A technically correct solution along these lines would still be of interest, but my intuition is that this isn't working for the right reasons and so there are likely to be further problems even if (2) is resolved and (1) is deemed non-problematic.
Also note that "pick a random model consistent with information we are conditioning on" is not the kind of solution we are looking for; we want conditioning to be conditioning. So your proposal would correspond to picking sentences at random for a while as in Abram Demski's proposal, and then transitioning into choosing a model at random at some (probably randomly chosen) point. This is something we considered explicitly.
I'm confused about what you want when you say this. I think an example or two would help me.
My best guess: you want the assigned probability to equal the "ideal" probability (as laid out in the probabilistic reflection paper) when we take the limit of computing power going to infinity. It's difficult to take this limit for Abram's original proposal, but if you make it doable by restricting it to S, now there can be things that are true but not provable using statements in S, so infinite computing power doesn't get us there.

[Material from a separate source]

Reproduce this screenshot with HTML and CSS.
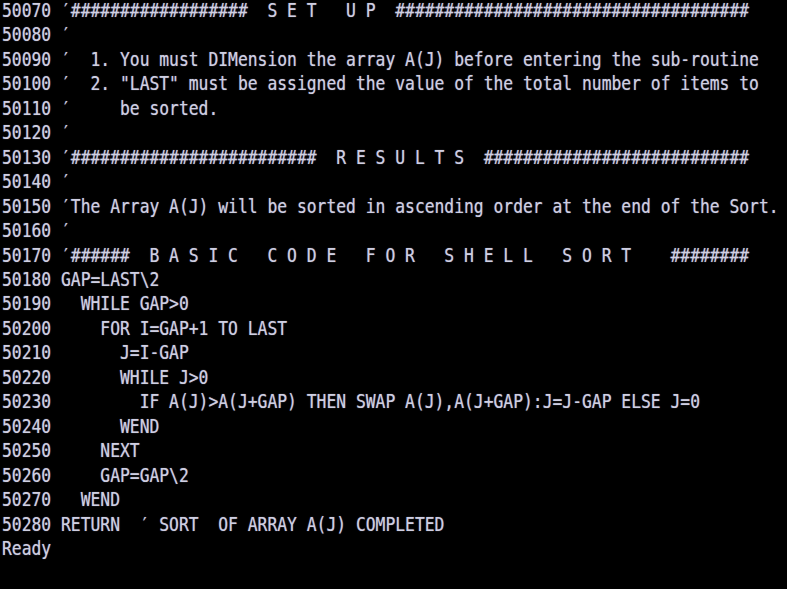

It's actually not too hard to demonstrate things about the limit for Abram's original proposal, unless there's another one that's original-er than the one I'm thinking of. It limits to the distribution of outcomes of a certain incomputable random process which uses a halting oracle to tell when certain statements are contradictory.
You are correct that it doesn't converge to a limit of assigning 1 to true statements and 0 to false statements. This is of course impossible, so we don't have to accept it. But it seems like we should not have to accept divergence - believing something with high probability, then disbelieving with high probability, then believing again, etc. Or perhaps we should?